We encourage you do to so as well. After the comment period is over, LVPC will host a lunch/discussion to discuss the plan on Aug. 13, from 12 to 1 p.m. at the LVPC offices at 961 Marcon Blvd., Suite 310, Allentown, PA 18109. The LVPC website states that the discussion is expected to include “strategies for infrastructure investment as our freight economy is anticipated to double by 2040.”

Balancing safety and economic opportunity while preserving our clean air, our regional identity and our quality of life will likely prove challenging. If these issues matter to you too, you may want to consider serving on our smart transportation committee. Let us know at smartgrowth@renewlv.org.
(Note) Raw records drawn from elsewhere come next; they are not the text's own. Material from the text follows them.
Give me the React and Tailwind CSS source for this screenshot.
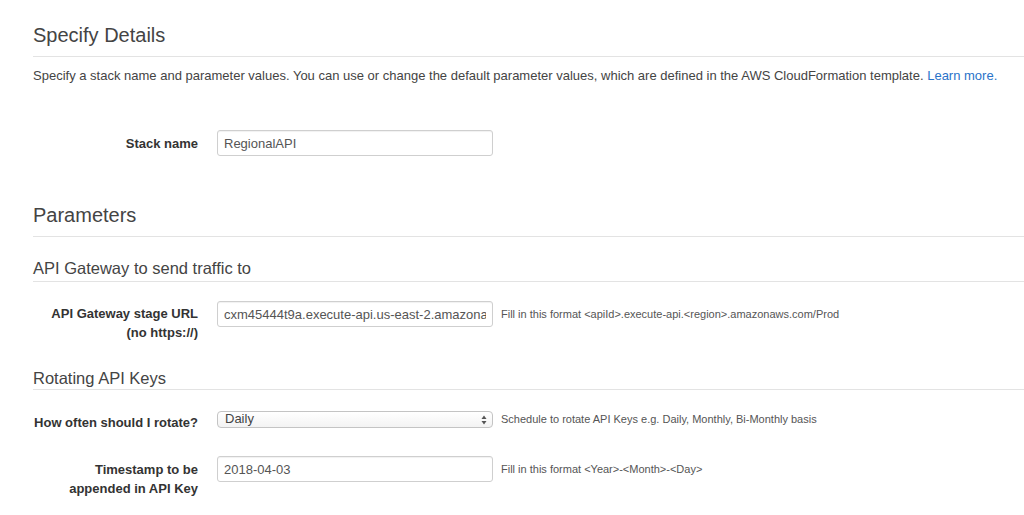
import React from 'react';

const font = { fontFamily: '"Liberation Sans", Arial, sans-serif' };

const Label = ({ children, className = '' }) => (
  <div className={`w-[198px] shrink-0 text-right text-[13px] font-bold text-[#333] leading-[19px] ${className}`}>
    {children}
  </div>
);

const TextInput = ({ value }) => (
  <input
    readOnly
    defaultValue={value}
    className="w-[276px] h-[26px] shrink-0 border border-[#cfcfcf] rounded-[3px] bg-white shadow-[inset_0_1px_1px_rgba(0,0,0,0.06)] px-[6px] text-[13px] text-[#555] outline-none"
    style={font}
  />
);

const Help = ({ children }) => (
  <span className="ml-[8px] text-[11px] text-[#555] whitespace-nowrap">{children}</span>
);

const SubHeading = ({ children, className = '' }) => (
  <div className={`text-[16.5px] leading-[20px] text-[#444] border-b border-[#e3e3e3] ${className}`}>
    {children}
  </div>
);

export default function App() {
  return (
    <div className="w-[1024px] h-[515px] bg-white overflow-hidden pl-[33px]" style={font}>
      {/* Specify Details */}
      <div className="pt-[23px] pb-[9px] border-b border-[#e3e3e3] text-[20px] leading-[24px] text-[#444]">
        Specify Details
      </div>
      <p className="mt-[11px] text-[13px] leading-[16px] text-[#444] whitespace-nowrap">
        Specify a stack name and parameter values. You can use or change the default parameter values, which are defined in the AWS CloudFormation template.{' '}
        <a className="text-[#2a73c9]">Learn more.</a>
      </p>

      <div className="mt-[46px] flex items-center -ml-[33px]">
        <Label>Stack name</Label>
        <div className="ml-[19px]">
          <TextInput value="RegionalAPI" />
        </div>
      </div>

      {/* Parameters */}
      <div className="mt-[47px] pb-[9px] border-b border-[#e3e3e3] text-[20px] leading-[24px] text-[#444]">
        Parameters
      </div>

      <SubHeading className="mt-[21px] pb-[3px]">API Gateway to send traffic to</SubHeading>

      <div className="mt-[19px] flex items-start -ml-[33px]">
        <Label className="pt-[3px]">
          API Gateway stage URL
          <br />
          (no https://)
        </Label>
        <div className="ml-[19px] flex items-center">
          <TextInput value="cxm45444t9a.execute-api.us-east-2.amazonaws.com/Prod" />
          <Help>Fill in this format &lt;apiId&gt;.execute-api.&lt;region&gt;.amazonaws.com/Prod</Help>
        </div>
      </div>

      <SubHeading className="mt-[26px] pb-[1px]">Rotating API Keys</SubHeading>

      <div className="mt-[21px] flex items-start -ml-[33px]">
        <Label className="pt-[2px]">How often should I rotate?</Label>
        <div className="ml-[19px] flex items-center">
          <button
            type="button"
            className="w-[276px] h-[17px] shrink-0 border border-[#c4c4c4] rounded-[4px] bg-gradient-to-b from-white to-[#f3f3f3] flex items-center justify-between pl-[7px] pr-[5px] text-[13px] leading-[15px] text-[#444]"
            style={font}
          >
            <span className="-mt-[2px]">Daily</span>
            <svg width="6" height="10" viewBox="0 0 6 10">
              <path d="M3 0.5 L5.5 4 L0.5 4 Z" fill="#555" />
              <path d="M3 9.5 L5.5 6 L0.5 6 Z" fill="#555" />
            </svg>
          </button>
          <Help>Schedule to rotate API Keys e.g. Daily, Monthly, Bi-Monthly basis</Help>
        </div>
      </div>

      <div className="mt-[24px] flex items-start -ml-[33px]">
        <Label className="pt-[4px]">
          Timestamp to be
          <br />
          appended in API Key
        </Label>
        <div className="ml-[19px] flex items-center">
          <TextInput value="2018-04-03" />
          <Help>Fill in this format &lt;Year&gt;-&lt;Month&gt;-&lt;Day&gt;</Help>
        </div>
      </div>
    </div>
  );
}
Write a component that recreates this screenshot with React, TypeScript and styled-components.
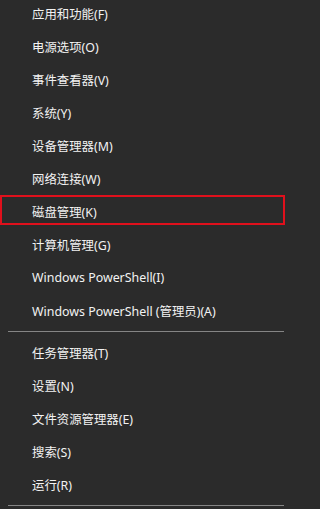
import React, { Fragment, FunctionComponent } from "react";
import styled, { createGlobalStyle } from "styled-components";

const GlobalStyle = createGlobalStyle`
  html, body {
    margin: 0;
    padding: 0;
    background: #2b2b2b;
  }
  body {
    font-family: "Noto Sans", "Noto Sans CJK SC", sans-serif;
  }
`;

const Menu = styled.div`
  width: 291px;
  height: 509px;
  overflow: hidden;
  background: #2b2b2b;
  color: #f2f2f2;
  display: flex;
  flex-direction: column;
`;

const List = styled.ul`
  list-style: none;
  margin: -3px 0 0;
  padding: 0;
  display: flex;
  flex-direction: column;
`;

const Item = styled.li<{ $marked?: boolean }>`
  position: relative;
  height: 33px;
  display: flex;
  align-items: center;
  padding-left: 32px;
  font-size: 12.4px;
  white-space: nowrap;

  ${(p) =>
    p.$marked &&
    `
    &::after {
      content: "";
      position: absolute;
      left: 0;
      right: 6px;
      top: 0;
      height: 30px;
      border: 2px solid #e0101c;
      box-sizing: border-box;
    }
  `}
`;

const Separator = styled.li`
  height: 9px;
  display: flex;
  align-items: center;
  padding: 0 7px 0 8px;

  &::before {
    content: "";
    flex: 1;
    height: 1px;
    background: #858585;
  }
`;

type Entry = { label: string; marked?: boolean } | "sep";

const entries: Entry[] = [
  { label: "应用和功能(F)" },
  { label: "电源选项(O)" },
  { label: "事件查看器(V)" },
  { label: "系统(Y)" },
  { label: "设备管理器(M)" },
  { label: "网络连接(W)" },
  { label: "磁盘管理(K)", marked: true },
  { label: "计算机管理(G)" },
  { label: "Windows PowerShell(I)" },
  { label: "Windows PowerShell (管理员)(A)" },
  "sep",
  { label: "任务管理器(T)" },
  { label: "设置(N)" },
  { label: "文件资源管理器(E)" },
  { label: "搜索(S)" },
  { label: "运行(R)" },
  "sep",
];

const App: FunctionComponent = () => (
  <Fragment>
    <GlobalStyle />
    <Menu>
      <List>
        {entries.map((e, i) =>
          e === "sep" ? (
            <Separator key={i} />
          ) : (
            <Item key={i} $marked={e.marked}>
              {e.label}
            </Item>
          )
        )}
      </List>
    </Menu>
  </Fragment>
);

export default App;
By the way, what do you think of supporting a plan that strives for zero pedestrian and bike deaths? RenewLV’s Smart Transportation committee is discussing this idea that already has the support of the mayors of New York City and Philadelphia: Vision 0. According to a recent article at PlanPhilly.com, Vision 0 was “invented in Sweden in 1997 and the premise is that there’s no such thing as an accident, and life and health can never be exchanged for other benefits within the society.” That’s a beautiful ideal to hold while we plan for increasing freight traffic to the region.

Posted on July 22, 2015, in Uncategorized. Bookmark the permalink. 2 Comments.

  1. I’ve only had a chance to glance at the plan and its recommendations — all of which seem to focus on how to make freight work better, mostly for the RR & truckers. Nothing about making things safe for bicyclists & pedestrians (or even for other motorists, except for dealing with RR grade crossings on busy routes).
    And not even a hint that there might be things we could and should do to slow or reduce this growth. Planning should involve more than reacting to problems — it should be exploring ways to prevent problems at their root. Every new warehouse or distribution center will increase truck traffic. Municipalities should be warned that every such development will have human consequences in terms of accidents — and because the LV has consistent problems with ozone & Diesel pollution, increased traffic will also cause more health-related deaths and illnesses.
    People should take a hard look at this plan and at the mindset at LVPC.

  2. One of my concerns is about the Main Streets in the region that are also state roads. Are those going to be considered “alternate routes” for trucks. If so, quality of life in those communities is sure to be impacted in a negative way.